In questi giorni l'attenzione si è fatta sempre più morbosa intorno al caso di Melania Rea, con l'arresto del marito. Non stiamo a ribadire i contorni della vicenda, ormai nota in tutti i suoi particolari, anche in quelli che, per decenza e rispetto umano, sarebbe stato meglio evitare. Per tutti.
Partiamo dal presupposto che l'arresto del marito non sia un indice certo di colpevolezza, ma stando a quanto ci viene raccontato dalle richieste dei giudici, si presuppone che sia stato lui, magari con qualche complicità, ad infierire barbaramente sulla moglie, in quel Bosco delle Casermette, divenuto tristemente noto in questi mesi. La richiesta del suo arresto di per se non avrebbe bisogno di commenti, ma l'indizio di colpevolezza che la richiesta indica fa sorgere in noi un'atroce domanda, rispetto all'altra vittima di questa tragedia, una domanda che nessuno ha posto, ma che diventa essenziale, in questo quadro accusatorio. Se è stato il padre ad infierire su questa giovane donna e giovane madre, la tragedia assume contorni ancora più inquieti. Non si può leggere come un semplice giallo che riempie la stanca programmazione estiva di una televisione priva di novità.
La domanda è semplice e sembra non interessare, ma è un nodo sostanziale di questa storia nerissima: dov'era la figlia, mentre si consumava il martirio della madre? Che cosa si è impresso negli occhi di quella bambina di soli diciotto mesi, un anno e mezzo? Che cosa può avere sentito?
La nostra pietà umana vorrebbe che a lei, a questa bambina, sia stato risparmiato di assistere al compiersi del male, che sia stata, almeno lei, protetta da questa violenza che ha coinvolto il padre e la madre. E' una speranza, non una certezza, quella di una furia cieca che però abbia avuto, almeno, la cautela di nascondere agli occhi innocenti di una bambina ciò che stava avvenendo in quel bosco.

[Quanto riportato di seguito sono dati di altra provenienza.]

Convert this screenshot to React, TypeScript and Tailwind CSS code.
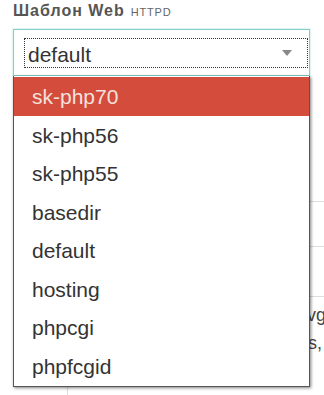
import React from "react";

const items = ["sk-php70", "sk-php56", "sk-php55", "basedir", "default", "hosting", "phpcgi", "phpfcgid"];

export default function App() {
  return (
    <div
      className="relative w-[324px] h-[395px] overflow-hidden bg-white flex flex-col"
      style={{ fontFamily: '"Liberation Sans", Arial, sans-serif' }}
    >
      <div className="h-[29px] shrink-0 pl-[13px] pt-[2px] flex items-baseline gap-[6px] leading-[18px]">
        <span className="text-[16px] font-bold text-[#555] tracking-[1px]">Шаблон Web</span>
        <span className="text-[11px] text-[#666] tracking-[0.8px]">HTTPD</span>
      </div>
      <div className="ml-[13px] w-[297px] h-[47px] shrink-0 border border-[#80d0c7] shadow-[0_0_2px_#a8e0da] pl-[10px] pr-[1px] pt-[8px] pb-[7px]">
        <div className="h-full border border-dotted border-[#333] flex items-center justify-between pl-[3px] pr-[15px] pt-[2px]">
          <span className="text-[21px] text-[#333] leading-none">default</span>
          <svg width="10" height="6" viewBox="0 0 10 6" className="-mt-[2px]">
            <path d="M0 0h10L5 6z" fill="#888" />
          </svg>
        </div>
      </div>
      <div className="flex-1 grid grid-cols-[68px_1fr]">
        <div className="border-r border-[#ddd]" />
        <div className="flex flex-col">
          <div className="h-[126px] border-b border-[#ddd]" />
          <div className="h-[45px] border-b border-[#ddd]" />
          <div className="h-[50px] border-b border-[#ddd]" />
          <div className="pt-[4px] pl-[239px] text-[18px] leading-[28px] text-[#444] whitespace-nowrap">
            <div>vg</div>
            <div className="pl-[1px]">s,</div>
          </div>
        </div>
      </div>
      <div className="absolute left-[13px] top-[76px] w-[297px] border border-[#555] border-t-0 bg-white shadow-[1px_1px_3px_rgba(0,0,0,0.5)] pt-[1px] flex flex-col">
        {items.map((it, i) => (
          <div
            key={it}
            className={
              i === 0
                ? "h-[39px] flex items-center pl-[18px] text-[21px] bg-[#d44c3b] text-[#f3e2de]"
                : "h-[38.5px] flex items-center pl-[18px] text-[21px] text-[#333]"
            }
          >
            {it}
          </div>
        ))}
      </div>
    </div>
  );
}
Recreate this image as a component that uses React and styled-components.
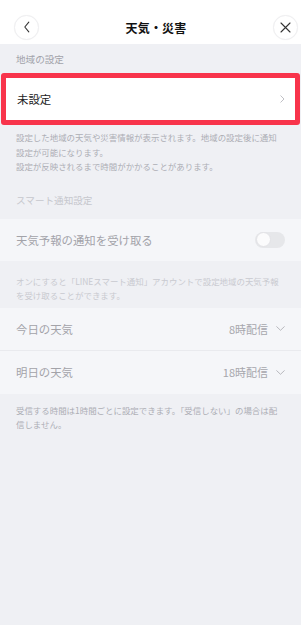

Se questa cautela non fosse stata usata, allora, si prospetta non un solo martirio, quello della madre, ma un altro, anche quello della figlia, la cui innocenza può essere stata macchiata dal fatto di essere stata testimone del delitto.
Con questo non si chiede, come era stato ventilato anche durante le indagini, di sentire la bambina, ma di pensare che tutto questo dolore è un dolore vero, che non si esaurisce con la risoluzione del giallo e con l'arresto del padre. Se la bambina ha visto, questa ferita l'accompagnerà per tutta la vita, perché i suoi occhi hanno impresso in sé il segno del male che si stava compiendo, un trauma che allarga i contorni di questa tragica storia.
Già è difficile per una bambina superare la perdita della madre, pur con tutto il contesto di protezione da parte dei nonni materni, già sarà difficile spiegarle quando crescerà, se realmente i fatti sono andati come ipotizza la richiesta d'arresto, che è stato il padre a portarle via la madre, se poi i suoi occhi innocenti sono stati sfregiati da quella violenza, il peso del male diventa insopportabile.
E' lei che chiede la verità, perché la verità è necessaria sempre, ma per la bambina, in questo caso, può essere un gesto di pietà che il padre le porge, per redimere tutto il male che in quel bosco è diventato nerissima notte.
La bambina, se ha vissuto e visto quella notte, non può essere abbandonata in quel buio. La verità è l'unica luce possibile. E per il padre, se è veramente un padre, è un atto dovuto verso la figlia.